▶ INFORMATION GIVEN:
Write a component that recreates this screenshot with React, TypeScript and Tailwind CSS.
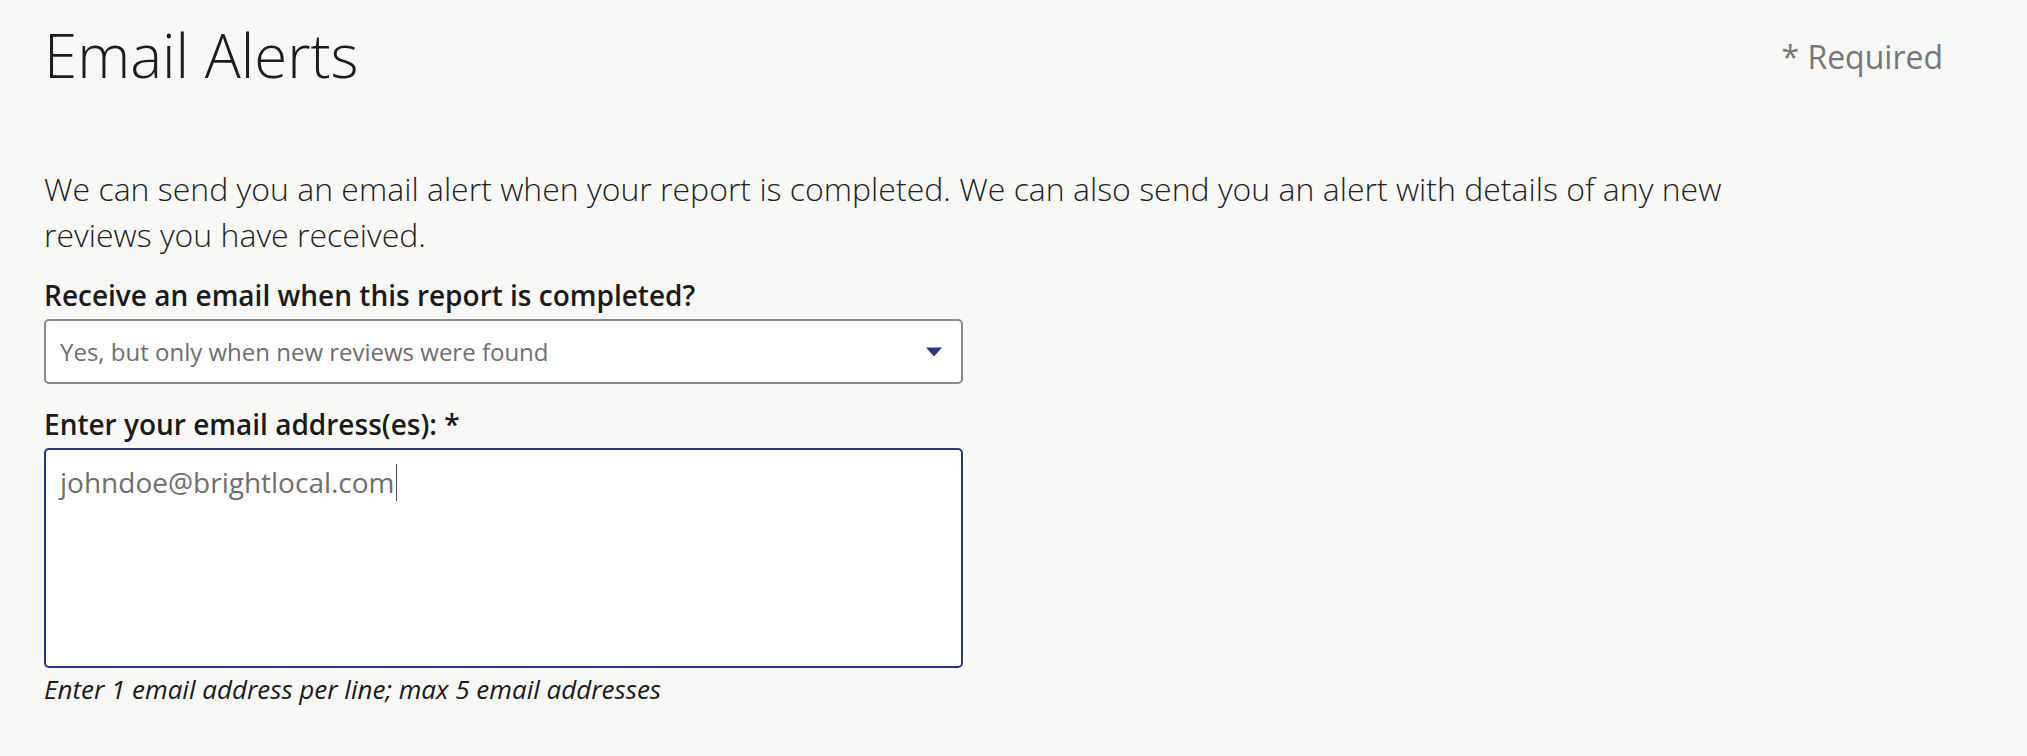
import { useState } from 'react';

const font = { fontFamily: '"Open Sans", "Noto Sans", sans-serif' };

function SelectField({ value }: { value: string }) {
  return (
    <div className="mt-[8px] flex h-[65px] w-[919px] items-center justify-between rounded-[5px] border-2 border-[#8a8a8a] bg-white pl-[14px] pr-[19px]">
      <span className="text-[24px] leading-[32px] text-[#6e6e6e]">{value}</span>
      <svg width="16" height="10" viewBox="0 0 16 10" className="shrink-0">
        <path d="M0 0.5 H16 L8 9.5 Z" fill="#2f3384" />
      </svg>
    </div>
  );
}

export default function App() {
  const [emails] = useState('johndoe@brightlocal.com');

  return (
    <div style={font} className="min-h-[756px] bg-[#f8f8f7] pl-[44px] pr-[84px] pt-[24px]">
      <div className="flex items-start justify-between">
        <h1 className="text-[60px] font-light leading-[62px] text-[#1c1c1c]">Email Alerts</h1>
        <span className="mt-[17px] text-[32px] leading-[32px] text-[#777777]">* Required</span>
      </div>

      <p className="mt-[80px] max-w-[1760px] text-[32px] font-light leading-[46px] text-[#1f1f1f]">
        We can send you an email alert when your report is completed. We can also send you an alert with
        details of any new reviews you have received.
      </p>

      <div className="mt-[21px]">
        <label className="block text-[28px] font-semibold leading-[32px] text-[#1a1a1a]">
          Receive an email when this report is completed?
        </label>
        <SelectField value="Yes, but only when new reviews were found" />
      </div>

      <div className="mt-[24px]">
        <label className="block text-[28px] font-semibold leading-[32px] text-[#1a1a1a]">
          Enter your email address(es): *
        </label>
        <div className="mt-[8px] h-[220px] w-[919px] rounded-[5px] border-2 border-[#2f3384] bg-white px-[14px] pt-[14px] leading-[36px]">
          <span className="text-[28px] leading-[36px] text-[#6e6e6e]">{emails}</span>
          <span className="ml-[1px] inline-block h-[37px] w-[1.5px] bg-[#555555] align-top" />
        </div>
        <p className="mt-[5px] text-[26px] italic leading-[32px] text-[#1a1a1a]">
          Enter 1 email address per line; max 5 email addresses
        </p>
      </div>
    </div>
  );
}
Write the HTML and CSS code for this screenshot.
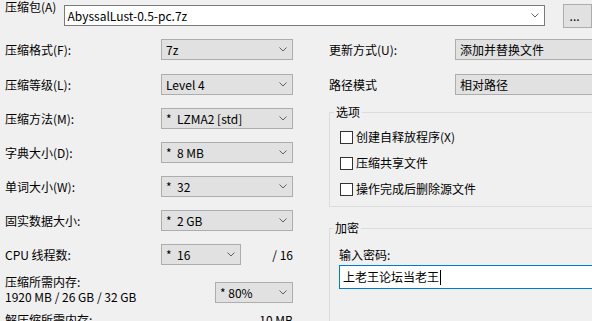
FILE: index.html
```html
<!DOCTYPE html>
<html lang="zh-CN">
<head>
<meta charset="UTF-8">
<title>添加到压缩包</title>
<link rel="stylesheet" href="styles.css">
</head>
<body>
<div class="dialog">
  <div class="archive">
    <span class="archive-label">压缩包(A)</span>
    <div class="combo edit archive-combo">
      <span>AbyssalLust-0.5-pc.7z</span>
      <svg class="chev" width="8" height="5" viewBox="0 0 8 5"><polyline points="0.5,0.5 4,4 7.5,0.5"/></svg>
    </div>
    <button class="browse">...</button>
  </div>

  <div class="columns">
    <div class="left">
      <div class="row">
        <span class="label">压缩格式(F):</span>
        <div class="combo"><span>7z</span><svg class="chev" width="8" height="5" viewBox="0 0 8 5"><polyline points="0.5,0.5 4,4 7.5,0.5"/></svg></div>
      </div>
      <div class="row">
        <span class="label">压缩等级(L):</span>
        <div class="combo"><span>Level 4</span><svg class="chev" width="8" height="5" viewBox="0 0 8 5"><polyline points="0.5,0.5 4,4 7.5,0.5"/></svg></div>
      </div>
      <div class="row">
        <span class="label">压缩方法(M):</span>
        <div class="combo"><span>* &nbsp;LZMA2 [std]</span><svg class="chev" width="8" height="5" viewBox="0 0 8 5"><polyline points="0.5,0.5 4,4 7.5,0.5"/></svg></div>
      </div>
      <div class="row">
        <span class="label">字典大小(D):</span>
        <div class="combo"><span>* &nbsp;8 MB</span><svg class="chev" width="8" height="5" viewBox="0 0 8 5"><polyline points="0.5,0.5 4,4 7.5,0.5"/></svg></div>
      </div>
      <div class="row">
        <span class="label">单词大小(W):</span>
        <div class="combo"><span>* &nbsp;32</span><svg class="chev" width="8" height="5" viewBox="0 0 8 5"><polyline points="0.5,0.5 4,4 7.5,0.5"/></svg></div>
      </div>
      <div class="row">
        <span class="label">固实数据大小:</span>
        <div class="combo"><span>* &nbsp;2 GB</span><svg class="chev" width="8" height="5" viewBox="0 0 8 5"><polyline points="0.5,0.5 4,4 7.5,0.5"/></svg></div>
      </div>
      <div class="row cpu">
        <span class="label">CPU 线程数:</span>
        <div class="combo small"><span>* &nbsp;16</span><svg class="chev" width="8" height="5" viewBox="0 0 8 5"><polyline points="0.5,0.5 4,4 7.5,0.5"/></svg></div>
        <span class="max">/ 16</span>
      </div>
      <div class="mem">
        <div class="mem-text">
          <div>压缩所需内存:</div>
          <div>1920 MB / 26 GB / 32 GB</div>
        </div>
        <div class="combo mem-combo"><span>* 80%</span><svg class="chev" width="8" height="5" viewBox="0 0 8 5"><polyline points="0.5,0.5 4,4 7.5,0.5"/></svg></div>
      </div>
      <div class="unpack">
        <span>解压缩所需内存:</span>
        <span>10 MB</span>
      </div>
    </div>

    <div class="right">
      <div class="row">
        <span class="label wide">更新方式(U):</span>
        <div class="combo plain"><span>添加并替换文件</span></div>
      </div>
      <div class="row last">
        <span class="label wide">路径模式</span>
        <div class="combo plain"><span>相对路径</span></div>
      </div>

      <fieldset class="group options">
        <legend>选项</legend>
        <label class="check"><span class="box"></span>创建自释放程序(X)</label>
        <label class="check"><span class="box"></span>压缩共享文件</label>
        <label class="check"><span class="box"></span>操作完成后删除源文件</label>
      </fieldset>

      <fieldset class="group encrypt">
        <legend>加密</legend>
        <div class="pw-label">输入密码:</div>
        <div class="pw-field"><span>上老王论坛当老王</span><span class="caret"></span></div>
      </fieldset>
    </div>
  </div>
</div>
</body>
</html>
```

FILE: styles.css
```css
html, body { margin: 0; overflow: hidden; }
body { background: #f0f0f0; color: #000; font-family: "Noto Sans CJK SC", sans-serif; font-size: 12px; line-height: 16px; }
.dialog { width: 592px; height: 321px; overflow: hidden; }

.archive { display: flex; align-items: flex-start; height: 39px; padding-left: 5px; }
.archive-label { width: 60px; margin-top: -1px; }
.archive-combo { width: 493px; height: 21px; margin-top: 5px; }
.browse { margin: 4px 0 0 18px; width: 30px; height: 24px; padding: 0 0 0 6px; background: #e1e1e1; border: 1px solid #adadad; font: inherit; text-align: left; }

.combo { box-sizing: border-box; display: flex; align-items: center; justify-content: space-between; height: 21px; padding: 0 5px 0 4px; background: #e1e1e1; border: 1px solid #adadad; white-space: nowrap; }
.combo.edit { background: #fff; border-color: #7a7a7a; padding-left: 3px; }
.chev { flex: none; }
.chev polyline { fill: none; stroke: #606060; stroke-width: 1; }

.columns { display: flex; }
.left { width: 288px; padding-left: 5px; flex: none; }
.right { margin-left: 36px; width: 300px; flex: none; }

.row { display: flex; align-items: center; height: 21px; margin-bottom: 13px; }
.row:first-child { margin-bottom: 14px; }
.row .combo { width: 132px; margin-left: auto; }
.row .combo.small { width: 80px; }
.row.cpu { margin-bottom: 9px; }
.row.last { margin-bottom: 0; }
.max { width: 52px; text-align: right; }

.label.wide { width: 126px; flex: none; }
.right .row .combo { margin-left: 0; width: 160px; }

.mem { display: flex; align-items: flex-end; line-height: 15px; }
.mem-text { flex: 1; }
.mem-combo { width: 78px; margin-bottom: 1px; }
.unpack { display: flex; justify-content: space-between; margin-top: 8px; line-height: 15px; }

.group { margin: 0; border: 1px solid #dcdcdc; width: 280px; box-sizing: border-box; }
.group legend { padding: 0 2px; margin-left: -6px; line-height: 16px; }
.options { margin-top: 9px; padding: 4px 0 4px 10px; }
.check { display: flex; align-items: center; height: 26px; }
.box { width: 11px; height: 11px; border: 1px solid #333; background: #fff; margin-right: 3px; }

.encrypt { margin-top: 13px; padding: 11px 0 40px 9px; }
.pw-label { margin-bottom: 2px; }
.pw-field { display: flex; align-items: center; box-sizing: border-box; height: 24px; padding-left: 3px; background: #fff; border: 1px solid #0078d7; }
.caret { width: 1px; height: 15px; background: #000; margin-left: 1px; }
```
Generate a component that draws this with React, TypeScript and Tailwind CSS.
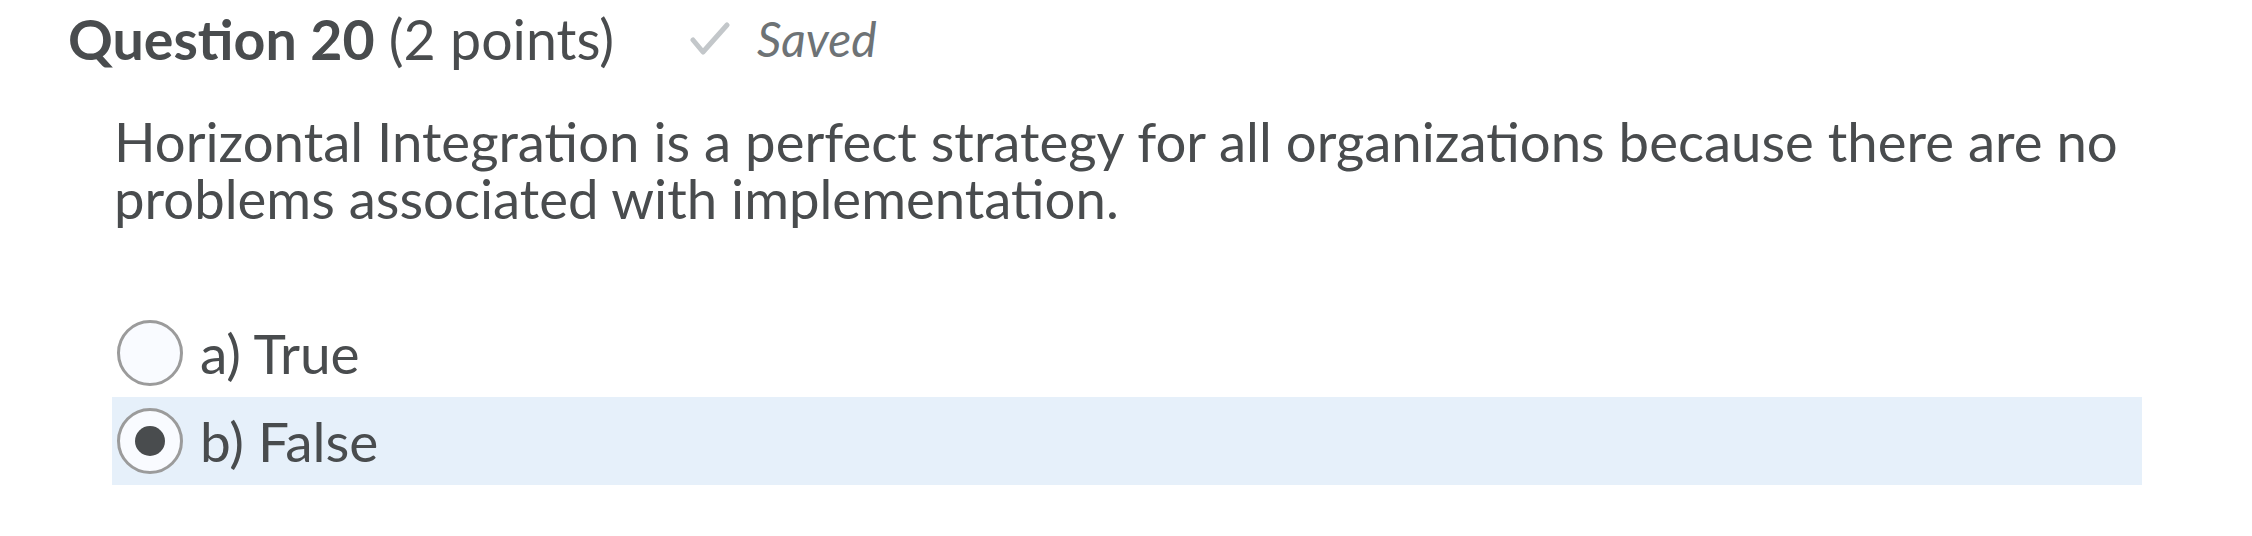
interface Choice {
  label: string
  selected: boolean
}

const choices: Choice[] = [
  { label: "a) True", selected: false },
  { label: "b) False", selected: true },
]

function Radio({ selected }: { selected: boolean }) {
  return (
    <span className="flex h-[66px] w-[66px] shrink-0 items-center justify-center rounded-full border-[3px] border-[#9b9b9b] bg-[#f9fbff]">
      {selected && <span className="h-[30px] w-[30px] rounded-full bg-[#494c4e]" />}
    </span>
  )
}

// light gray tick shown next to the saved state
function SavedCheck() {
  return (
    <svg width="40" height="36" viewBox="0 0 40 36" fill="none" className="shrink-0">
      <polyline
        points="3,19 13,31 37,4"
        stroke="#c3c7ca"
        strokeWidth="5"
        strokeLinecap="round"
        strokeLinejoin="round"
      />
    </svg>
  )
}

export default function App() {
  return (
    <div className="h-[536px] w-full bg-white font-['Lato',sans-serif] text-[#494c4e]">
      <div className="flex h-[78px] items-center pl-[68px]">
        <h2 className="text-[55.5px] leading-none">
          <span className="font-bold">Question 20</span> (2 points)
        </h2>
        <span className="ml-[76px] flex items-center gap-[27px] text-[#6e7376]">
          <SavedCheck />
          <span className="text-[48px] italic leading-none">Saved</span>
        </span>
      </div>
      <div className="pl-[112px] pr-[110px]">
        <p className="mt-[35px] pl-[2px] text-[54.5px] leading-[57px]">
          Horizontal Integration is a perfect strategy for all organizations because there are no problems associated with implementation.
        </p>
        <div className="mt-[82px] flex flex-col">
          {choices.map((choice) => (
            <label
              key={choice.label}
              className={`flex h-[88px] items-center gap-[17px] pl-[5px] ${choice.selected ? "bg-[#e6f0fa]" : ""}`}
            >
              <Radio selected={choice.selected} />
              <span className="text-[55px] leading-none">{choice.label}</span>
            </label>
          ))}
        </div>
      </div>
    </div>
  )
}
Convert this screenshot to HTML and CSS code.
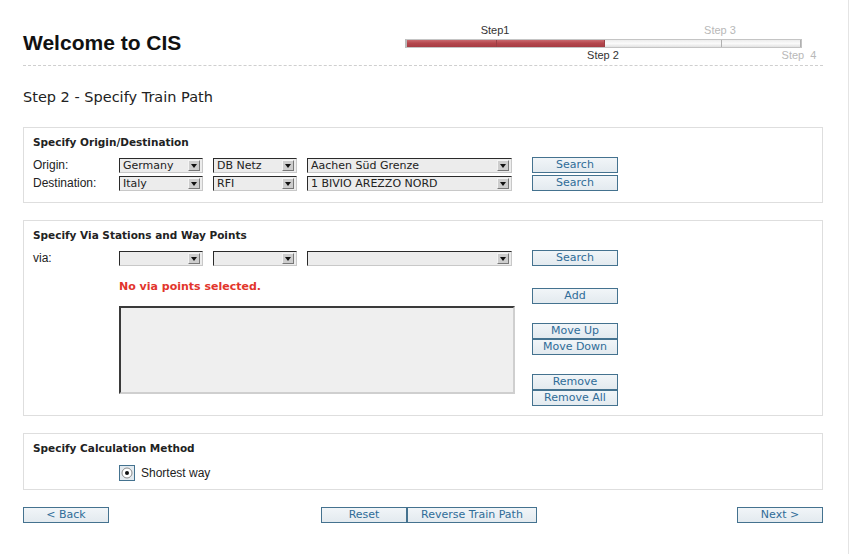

▶ REQUIREMENTS:
Give back exactly the lines from the top of the records to the line containing "const [emails] = useState('johndoe@brightlocal.com');", both included, and no pictures.

▶ ANSWER BELOW:
Write a component that recreates this screenshot with React, TypeScript and Tailwind CSS.
import { useState } from 'react';

const font = { fontFamily: '"Open Sans", "Noto Sans", sans-serif' };

function SelectField({ value }: { value: string }) {
  return (
    <div className="mt-[8px] flex h-[65px] w-[919px] items-center justify-between rounded-[5px] border-2 border-[#8a8a8a] bg-white pl-[14px] pr-[19px]">
      <span className="text-[24px] leading-[32px] text-[#6e6e6e]">{value}</span>
      <svg width="16" height="10" viewBox="0 0 16 10" className="shrink-0">
        <path d="M0 0.5 H16 L8 9.5 Z" fill="#2f3384" />
      </svg>
    </div>
  );
}

export default function App() {
  const [emails] = useState('johndoe@brightlocal.com');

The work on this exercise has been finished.